A Set is an authored, repeatable expression of taste that can be sold or shared beyond a single client or moment.
It’s not a subset of the creator or gig economies.
It’s what happens after them—when taste stops being content and starts becoming an asset class.
A Set gives discernment structure. It lets others experience a professional’s way of seeing—again, and at scale—without losing its signature.
It might take the form of a guide, a workshop, a membership, or an access layer.
The format is flexible; the essence is authorship, repeatability, and value.
Selling taste isn’t about multiplying deliverables. It’s about turning judgment into a system that sustains reputation, revenue, and reach.
"A Set is just my eye, organized. It earns while I’m onto the next idea.”
Bespoke → Codified
Creative work began as intimacy: one-to-one relationships where professionals applied judgment in real time. Each outcome was unique and inseparable from the relationship itself.
As projects repeated, structure appeared. Stylists built discovery questionnaires; designers standardized presentations; planners refined checklists. What began as efficiency evolved into codification—the first step toward making taste transferable.
Codification didn’t dull creativity—it stabilized it. The parts of taste that were instinctive became teachable. The invisible became usable.
A stylist in Los Angeles noticed her interns asking the same six questions before every new client. She wrote them down once, printed them, and never looked back.
Codified → Circulating
Over the past decade, boutique professions absorbed habits from adjacent economies—digital education, influencer branding, the gig marketplace.
The stylist now writes newsletters like an editor once did; the designer sells moodboards the way photographers license stock.
A workshop could carry a stylist’s eye; a template could transmit a planner’s discipline; a digital library could translate a designer’s sensibility.
When frameworks started to be shared beyond individual clients, taste began to circulate.
Each reuse extended reach. Taste that once lived inside a single project could now perform in many.
The Set was born—not as a product category, but as a mechanism: the way taste gains circulation.

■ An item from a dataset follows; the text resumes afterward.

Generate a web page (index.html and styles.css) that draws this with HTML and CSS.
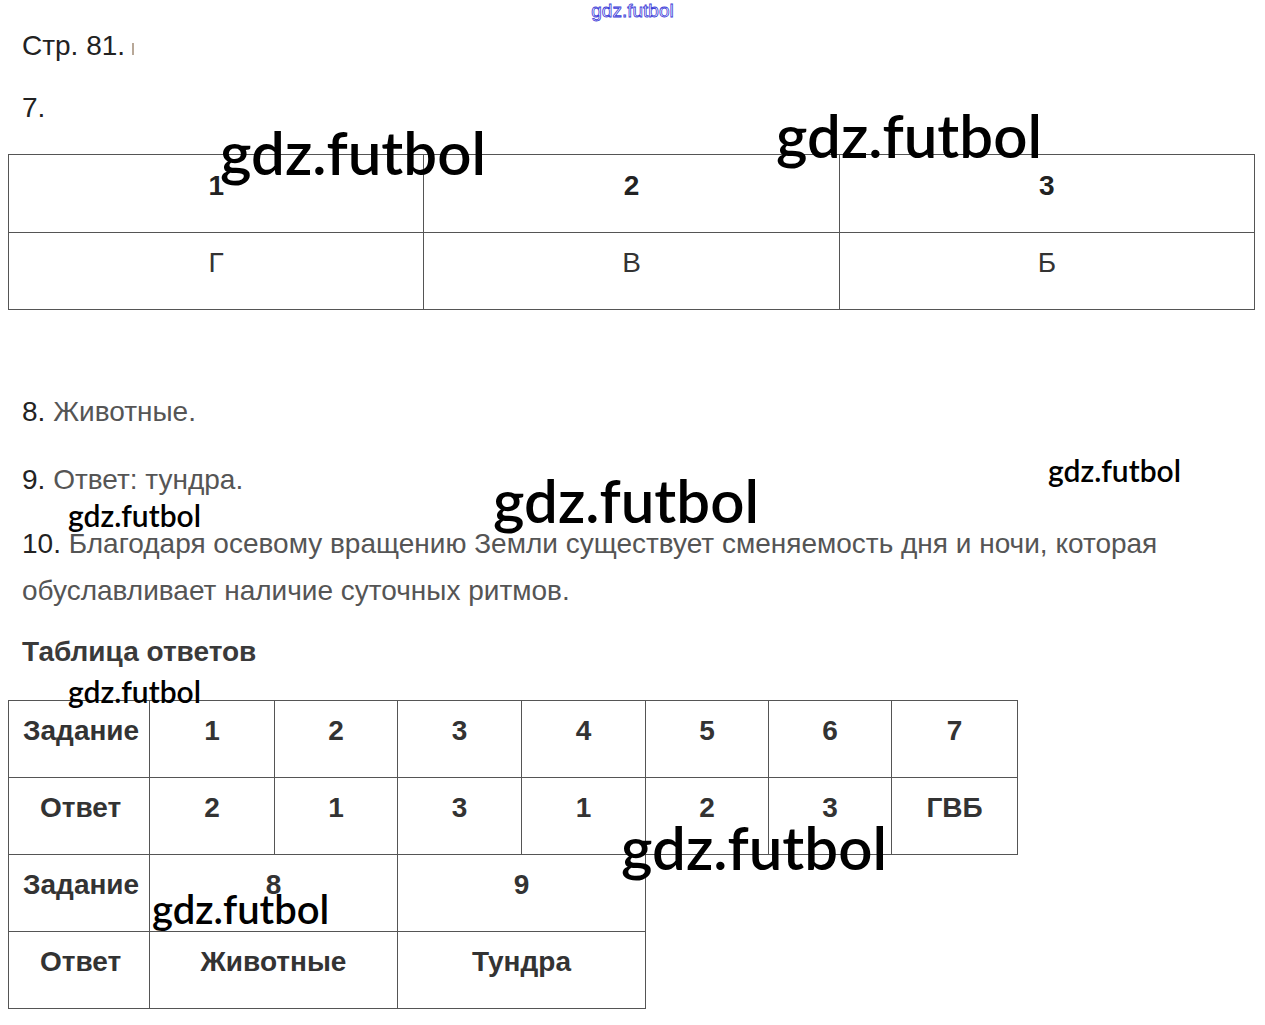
FILE: index.html
```html
<!DOCTYPE html>
<html lang="ru">
<head>
<meta charset="utf-8">
<title>Стр. 81</title>
<link rel="stylesheet" href="styles.css">
</head>
<body>
<div class="page">
  <div class="site-mark">gdz.futbol</div>
  <p class="line head">Стр. 81.<span class="cut"></span></p>
  <p class="line num">7.</p>
  <table class="t1">
    <tr class="r-head"><td>1</td><td>2</td><td>3</td></tr>
    <tr class="r-body"><td>Г</td><td>В</td><td>Б</td></tr>
  </table>
  <p class="line ans a8"><b>8.</b> Животные.</p>
  <p class="line ans a9"><b>9.</b> Ответ: тундра.</p>
  <p class="line ans a10"><b>10.</b> Благодаря осевому вращению Земли существует сменяемость дня и ночи, которая<br>обуславливает наличие суточных ритмов.</p>
  <p class="line title">Таблица ответов</p>
  <table class="t2">
    <colgroup>
      <col class="c0"><col class="c1"><col class="c2"><col class="c3"><col class="c4"><col class="c5"><col class="c6"><col class="c7">
    </colgroup>
    <tr><td class="lbl">Задание</td><td>1</td><td>2</td><td>3</td><td>4</td><td>5</td><td>6</td><td>7</td></tr>
    <tr><td class="lbl ot">Ответ</td><td>2</td><td>1</td><td>3</td><td>1</td><td>2</td><td>3</td><td>ГВБ</td></tr>
    <tr><td class="lbl">Задание</td><td colspan="2">8</td><td colspan="2">9</td></tr>
    <tr><td class="lbl ot">Ответ</td><td colspan="2">Животные</td><td colspan="2">Тундра</td></tr>
  </table>

  <span class="wm big w1">gdz.futbol</span>
  <span class="wm big w2">gdz.futbol</span>
  <span class="wm big w3">gdz.futbol</span>
  <span class="wm big w4">gdz.futbol</span>
  <span class="wm mid w5">gdz.futbol</span>
  <span class="wm mid w6">gdz.futbol</span>
  <span class="wm mid w7">gdz.futbol</span>
  <span class="wm lg w8">gdz.futbol</span>
</div>
</body>
</html>
```

FILE: styles.css
```css
html, body {
  margin: 0;
  padding: 0;
  background: #fff;
}
.page {
  position: relative;
  width: 1265px;
  height: 1025px;
  overflow: hidden;
  font-family: "Liberation Sans", Arial, sans-serif;
  color: #333;
}
.site-mark {
  height: 22px;
  text-align: center;
  font-family: "Liberation Sans", Arial, sans-serif;
  font-size: 19px;
  line-height: 22px;
  color: #fff;
  -webkit-text-stroke: 0.8px #3a3ad8;
}
.line {
  margin: 0;
  padding-left: 22px;
  font-size: 28px;
  line-height: 32px;
}
.head {
  margin-top: 8px;
  color: #222;
}
.cut {
  display: inline-block;
  width: 2px;
  height: 12px;
  margin-left: 7px;
  background: #b8a898;
}
.num {
  margin-top: 30px;
  color: #222;
}
table {
  border-collapse: collapse;
  margin-left: 8px;
}
td {
  border: 1px solid #555;
  padding: 0;
  text-align: center;
  vertical-align: top;
  box-sizing: border-box;
}
.t1 {
  margin-top: 30px;
  width: 1247px;
  table-layout: fixed;
}
.t1 td {
  font-size: 28px;
  line-height: 32px;
  color: #333;
}
.t1 .r-head td {
  height: 78px;
  padding-top: 15px;
  font-weight: bold;
  color: #222;
}
.t1 .r-body td {
  height: 77px;
  padding-top: 14px;
}
.ans {
  color: #555;
}
.ans b {
  color: #222;
  font-weight: normal;
}
.a8 {
  margin-top: 86px;
}
.a9 {
  margin-top: 36px;
}
.a10 {
  margin-top: 24px;
  line-height: 47px;
}
.title {
  margin-top: 22px;
  font-weight: bold;
  color: #3a3a3a;
}
.t2 {
  margin-top: 32px;
  table-layout: fixed;
  width: 1009px;
}
.c0 { width: 141px; }
.c1 { width: 125px; }
.c2 { width: 123px; }
.c3 { width: 124px; }
.c4 { width: 124px; }
.c5 { width: 123px; }
.c6 { width: 123px; }
.c7 { width: 126px; }
.t2 td {
  height: 77px;
  padding-top: 14px;
  font-size: 28px;
  line-height: 32px;
  font-weight: bold;
  color: #333;
}
.t2 td.lbl {
  text-align: left;
  padding-left: 14px;
}
.t2 td.ot {
  padding-left: 31px;
}
.wm {
  position: absolute;
  font-family: Lato, "Open Sans", sans-serif;
  font-weight: 600;
  color: #000;
  white-space: nowrap;
  line-height: 1;
}
.big { font-size: 60px; }
.mid { font-size: 30px; }
.lg { font-size: 40px; }
.w1 { left: 220px; top: 122px; }
.w2 { left: 776px; top: 105px; }
.w3 { left: 493px; top: 470px; }
.w4 { left: 621px; top: 817px; }
.w5 { left: 1048px; top: 455px; }
.w6 { left: 68px; top: 500px; }
.w7 { left: 68px; top: 676px; }
.w8 { left: 152px; top: 889px; }
```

A planner in Cape Town turned her proprietary checklist into a downloadable kit. Ten sales became a hundred; soon, strangers were tagging her name in their own weddings. Taste had quietly become infrastructure.
37% of respondents have monetized internal tools or guides; 22% plan to within the year.
In most industries, efficiency drives growth.
In the boutique world, discernment does.
Taste becomes capital only when it moves. Selling taste gives aesthetic judgment an economic form.
Authorship protects identity. Repeatability builds equity. Value creates liquidity. Some Sets earn directly; others circulate freely to attract demand. Both expand the professional’s capital base.
Decoupling value from labor
“I stopped charging for time the moment I realized clients weren’t buying hours—they were buying clarity.”
In the traditional model, price follows effort. In the Boutique Economy, price follows discernment. The hour is no longer the metric; the insight is.
A planner once charged hourly for design meetings. Now she offers a “vision-mapping” session—one conversation, one fee, infinite relief.
Once taste is captured in a repeatable form, it can earn autonomously.
A Set lets judgment work more than once: first when created, and again every time it’s used.
Creating scalable trust
Clients buy certainty, not deliverables.
Sets provide that certainty.
They let clients experience a professional’s judgment safely before committing to a full engagement.
“People want to test-drive taste,” one designer said. “A Set gives them that without discounting my time.”
Each Set shortens the distance between awareness and trust.
“Clients want to know I ‘get them’ before the contract. A Set shows that without giving the work away.”
Stabilizing income and influence
“My Sets keep working even when I’m not. That’s new for me.”
Service work peaks at delivery. Sets fill the gaps between projects, maintaining momentum and visibility.
Professionals who build Sets create resilience: multiple streams of relevance.
Not every repeatable output qualifies. A Set is authored judgment made transferable.
Across disciplines, all Sets share the same three traits.
If it meets all three, it’s a Set. Every Set is more than a product—it’s proof that taste can perform.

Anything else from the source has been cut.